However, the general partners do not anticipate that any decrease in rental
revenues relating to the new lease will have a material adverse affect on the
Partnership's financial position or results of operations.
During the nine months ended September 30, 2002 and 2001, the
Partnership earned $61,485 and $236,399 respectively, in interest and other
income, of which $9,255 and $61,696 were earned during the quarters ended
September 30, 2002 and 2001, respectively. The decrease in interest and other
income during the quarter and nine months ended September 30, 2002, was
partially due to a reduction in interest income as a result of the prepayment of
principal on two mortgage notes of approximately $441,500 during 2001, and the
prepayment of principal on a third mortgage note of approximately $917,900
during 2002. The decrease in interest and other income during the nine months
ended September 30, 2002, was also partially due to the fact that during the
nine months ended September 30, 2001, the Partnership received and recorded as
income additional amounts relating to a settlement from the Florida Department
of Transportation for a right of way taking relating to a parcel of land on its
Property in Brooksville, Florida. In addition, interest and other income were
higher during the nine months ended September 30, 2001, as compared to the same
period in 2002, primarily due to higher average cash balances during the nine
months ended September 30, 2001.
During the nine months ended September 30, 2002 and 2001, the
Partnership recognized income of $539,346 and $285,584, respectively,
attributable to net operating results by unconsolidated joint ventures, of which
income of $239,385 and $107,815 were reported during the quarters ended
September 30, 2002 and 2001, respectively. The increase in operating results
reported by joint ventures during the nine months ended September 30, 2002, as
compared to the same periods in 2001, was partially due to the fact that CNL
Restaurant Investment II, Ltd., in which the Partnership owns a 36.8% interest,
sold its property in Columbus, Ohio to the tenant and received net sales
proceeds of approximately $1,215,700 resulting in a gain of approximately
$448,300. In addition, in June 2002, CNL Restaurant Investments II, Ltd. sold
its property in Pontiac, Michigan to the tenant and received net sales proceeds
of approximately $722,600 resulting in a loss of $189,800. The Partnership
recognized its pro-rata share of the net gain resulting from these sales, as
described below.
The increase in operating results reported by joint ventures during the
quarter and nine months ended September 30, 2002, as compared to the same
periods in 2001, was also partially due to the fact that the Partnership, as
tenants-in-common with CNL Income Fund IX, Ltd.("CNL IX"), an affiliate of the
general partners, sold its property in Libertyville, Illinois, to an unrelated
third party and received net sales proceeds of approximately $1,630,400
resulting in a gain of approximately $199,300. The Partnership owns a 66%
interest in this property. The Partnership recognized its pro-rata share of the
net gain resulting from this sale, as described below.
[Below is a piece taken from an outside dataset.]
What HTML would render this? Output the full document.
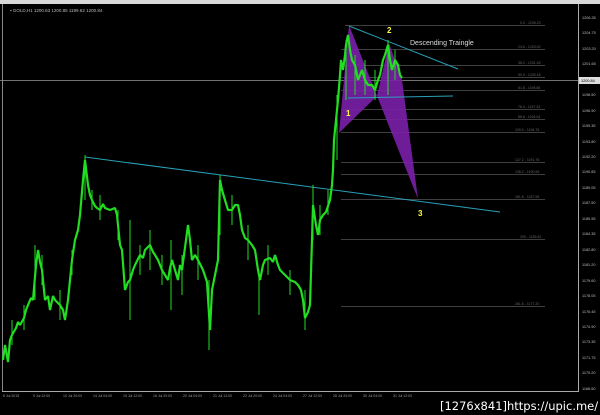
<!DOCTYPE html><html><head><style>
body{margin:0;width:600px;height:415px;background:#000;overflow:hidden;font-family:"Liberation Sans",sans-serif}
</style></head><body>
<svg width="600" height="415" xmlns="http://www.w3.org/2000/svg" style="position:absolute;left:0;top:0">
<rect width="600" height="415" fill="#000"/>
<rect x="0" y="0" width="600" height="4" fill="#d8d8d8"/>
<line x1="2.5" y1="4" x2="2.5" y2="391" stroke="#888" stroke-width="1"/>
<line x1="578.5" y1="4" x2="578.5" y2="391" stroke="#aaa" stroke-width="1"/>
<line x1="2" y1="391.5" x2="579" y2="391.5" stroke="#aaa" stroke-width="1"/>
<text x="10" y="12" fill="#bbb" font-size="4.5">▪ GOLD,H1  1200.63 1200.85 1199.62 1200.84</text>
<g stroke="#555" stroke-width="0.7">
<line x1="345" y1="25.5" x2="545" y2="25.5"/>
<line x1="341" y1="49.5" x2="545" y2="49.5"/>
<line x1="341" y1="65.5" x2="545" y2="65.5"/>
<line x1="341" y1="77.5" x2="545" y2="77.5"/>
<line x1="341" y1="90.5" x2="545" y2="90.5"/>
<line x1="341" y1="109.5" x2="545" y2="109.5"/>
<line x1="341" y1="119.5" x2="545" y2="119.5"/>
<line x1="341" y1="132.5" x2="545" y2="132.5"/>
<line x1="341" y1="162.5" x2="545" y2="162.5"/>
<line x1="341" y1="174.5" x2="545" y2="174.5"/>
<line x1="341" y1="199.5" x2="545" y2="199.5"/>
<line x1="341" y1="239.5" x2="545" y2="239.5"/>
<line x1="341" y1="306.5" x2="545" y2="306.5"/>
</g>
<line x1="0" y1="80.5" x2="578" y2="80.5" stroke="#999" stroke-width="0.7"/>
<g fill="#666" font-size="3.5">
<text x="520" y="24">0.0 - 1206.23</text><text x="518" y="48">23.6 - 1203.02</text>
<text x="518" y="64">38.2 - 1201.45</text><text x="518" y="76">50.0 - 1200.18</text>
<text x="518" y="89">61.8 - 1198.88</text><text x="518" y="108">76.4 - 1197.32</text>
<text x="518" y="118">88.6 - 1196.04</text><text x="515" y="131">100.0 - 1194.76</text>
<text x="515" y="161">127.2 - 1191.76</text><text x="515" y="173">138.2 - 1190.59</text>
<text x="515" y="198">161.8 - 1187.95</text><text x="520" y="238">200 - 1183.81</text>
<text x="515" y="305">261.8 - 1177.20</text>
</g>
<polygon points="349,25 339,133 377,96" fill="#7b1fa8" opacity="0.9"/>
<polygon points="377,96 389,43 402,80 418,199" fill="#7b1fa8" opacity="0.9"/>
<g stroke="#2aa0b8" stroke-width="1">
<line x1="349" y1="26" x2="458" y2="69"/>
<line x1="348" y1="98" x2="453" y2="96"/>
<line x1="85" y1="157" x2="500" y2="212"/>
</g>
<g fill="none" stroke="#22dd22" stroke-width="2.2" stroke-linejoin="bevel">
<polyline points="3,360 5,345 8,362 10,340 12,335 16,328 18,322 20,325 24,318 26,310 28,305 31,298 33,300 36,265 38,250 40,262 42,270 45,300 48,296 50,310 53,296 55,300 60,305 63,310 65,320 68,300 70,280 72,260 75,240 78,230 80,215 83,180 85,160 88,185 90,195 92,200 95,206 97,208 100,210 103,204 105,208 110,210 115,208 117,215 120,245 122,250 125,290 128,282 130,280 133,270 135,265 140,255 143,258 145,250 150,245 153,252 155,255 158,260 162,270 165,275 168,280 170,268 172,260 175,270 178,280 180,265 182,270 186,240 188,225 190,240 192,260 195,255 198,260 200,264 203,270 207,282 210,330 212,290 216,270 218,260 220,180 222,190 225,200 228,210 232,210 235,205 238,205 240,215 242,230 245,238 248,240 252,245 255,250 258,270 260,280 263,265 265,260 270,258 273,262 275,255 278,265 280,270 285,275 290,280 295,282 298,285 301,290 303,300 305,318 308,312 310,305 312,240 313,205 316,225 318,235 320,220 323,215 326,212 330,200 332,185 333,170 334,140 335,130 337,110 338,100 340,75 341,60 343,70 345,55 346,45 348,35 350,50 352,60 355,65 358,80 362,70 365,80 368,85 372,85 375,90 378,80 380,75 383,60 385,55 388,45 390,60 392,70 395,60 398,65 400,75 402,78"/>
</g>
<g stroke="#22dd22" stroke-width="1">
<line x1="130" y1="220" x2="130" y2="320"/><line x1="209" y1="280" x2="209" y2="350"/><line x1="305" y1="290" x2="305" y2="330"/>
<line x1="259" y1="270" x2="259" y2="315"/><line x1="171" y1="240" x2="171" y2="310"/><line x1="337" y1="95" x2="337" y2="160"/>
<line x1="346" y1="40" x2="346" y2="100"/><line x1="355" y1="55" x2="355" y2="95"/><line x1="388" y1="40" x2="388" y2="95"/>
<line x1="35" y1="245" x2="35" y2="300"/><line x1="85" y1="155" x2="85" y2="200"/><line x1="220" y1="175" x2="220" y2="235"/>
<line x1="313" y1="185" x2="313" y2="240"/><line x1="150" y1="230" x2="150" y2="270"/><line x1="100" y1="195" x2="100" y2="220"/>
<line x1="12" y1="320" x2="12" y2="345"/><line x1="24" y1="305" x2="24" y2="330"/><line x1="42" y1="255" x2="42" y2="285"/>
<line x1="60" y1="290" x2="60" y2="320"/><line x1="72" y1="250" x2="72" y2="275"/><line x1="92" y1="190" x2="92" y2="210"/>
<line x1="118" y1="210" x2="118" y2="240"/><line x1="140" y1="245" x2="140" y2="275"/><line x1="162" y1="255" x2="162" y2="285"/>
<line x1="182" y1="255" x2="182" y2="295"/><line x1="198" y1="245" x2="198" y2="280"/><line x1="232" y1="195" x2="232" y2="225"/>
<line x1="248" y1="225" x2="248" y2="260"/><line x1="268" y1="245" x2="268" y2="275"/><line x1="290" y1="270" x2="290" y2="295"/>
<line x1="320" y1="205" x2="320" y2="235"/><line x1="328" y1="190" x2="328" y2="215"/><line x1="365" y1="60" x2="365" y2="95"/>
<line x1="375" y1="70" x2="375" y2="100"/><line x1="395" y1="50" x2="395" y2="80"/>
</g>
<text x="346" y="116" fill="#ffff40" font-size="8" font-weight="bold">1</text>
<text x="387" y="33" fill="#ffff40" font-size="8" font-weight="bold">2</text>
<text x="418" y="216" fill="#ffff40" font-size="8" font-weight="bold">3</text>
<text x="410" y="45" fill="#ddd" font-size="7">Descending Traingle</text>
<g fill="#bbb" font-size="3.8">
<text x="582" y="19">1206.35</text><text x="582" y="34">1204.75</text><text x="582" y="50">1203.20</text><text x="582" y="65">1201.65</text>
<text x="582" y="96">1198.50</text><text x="582" y="112">1196.90</text><text x="582" y="127">1195.35</text><text x="582" y="143">1193.80</text>
<text x="582" y="158">1192.20</text><text x="582" y="173">1190.65</text><text x="582" y="189">1189.05</text><text x="582" y="204">1187.50</text>
<text x="582" y="220">1185.95</text><text x="582" y="235">1184.35</text><text x="582" y="251">1182.80</text><text x="582" y="266">1181.20</text>
<text x="582" y="282">1179.60</text><text x="582" y="297">1178.05</text><text x="582" y="313">1176.45</text><text x="582" y="328">1174.90</text>
<text x="582" y="343">1173.35</text><text x="582" y="359">1171.75</text><text x="582" y="374">1170.20</text><text x="582" y="390">1168.60</text>
</g>
<rect x="579" y="77" width="21" height="7" fill="#ddd"/>
<text x="581" y="82" fill="#000" font-size="3.8">1200.84</text>
<g fill="#999" font-size="3.5">
<text x="3" y="397">8 Jul 2015</text><text x="33" y="397">9 Jul 12:00</text><text x="63" y="397">10 Jul 20:00</text><text x="93" y="397">14 Jul 04:00</text>
<text x="123" y="397">15 Jul 12:00</text><text x="153" y="397">16 Jul 20:00</text><text x="183" y="397">20 Jul 04:00</text><text x="213" y="397">21 Jul 12:00</text>
<text x="243" y="397">22 Jul 20:00</text><text x="273" y="397">24 Jul 04:00</text><text x="303" y="397">27 Jul 12:00</text><text x="333" y="397">28 Jul 20:00</text>
<text x="363" y="397">30 Jul 04:00</text><text x="393" y="397">31 Jul 12:00</text>
</g>
<text x="440" y="410" fill="#fff" font-size="11.5" font-family="DejaVu Sans, sans-serif">[1276x841]https://upic.me/</text>
</svg>
</body></html>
Net operating results reported by joint ventures also increased during
the nine months ended September 30, 2002, as compared to the same period in
2001, partially due to the fact that in 2001 the Partnership invested in a joint
venture and in three Properties, each as a separate tenants-in-common
arrangement, with Florida limited partnerships and affiliates of the general
partners. Net operating results reported by unconsolidated joint ventures during
the nine months ended September 30, 2001 were lower, when compared to the same
period in 2002, due to the sale of the Property owned by Middleburg Joint
Venture in March 2001. In connection with this sale, the Joint Venture
recognized a loss of approximately $61,900.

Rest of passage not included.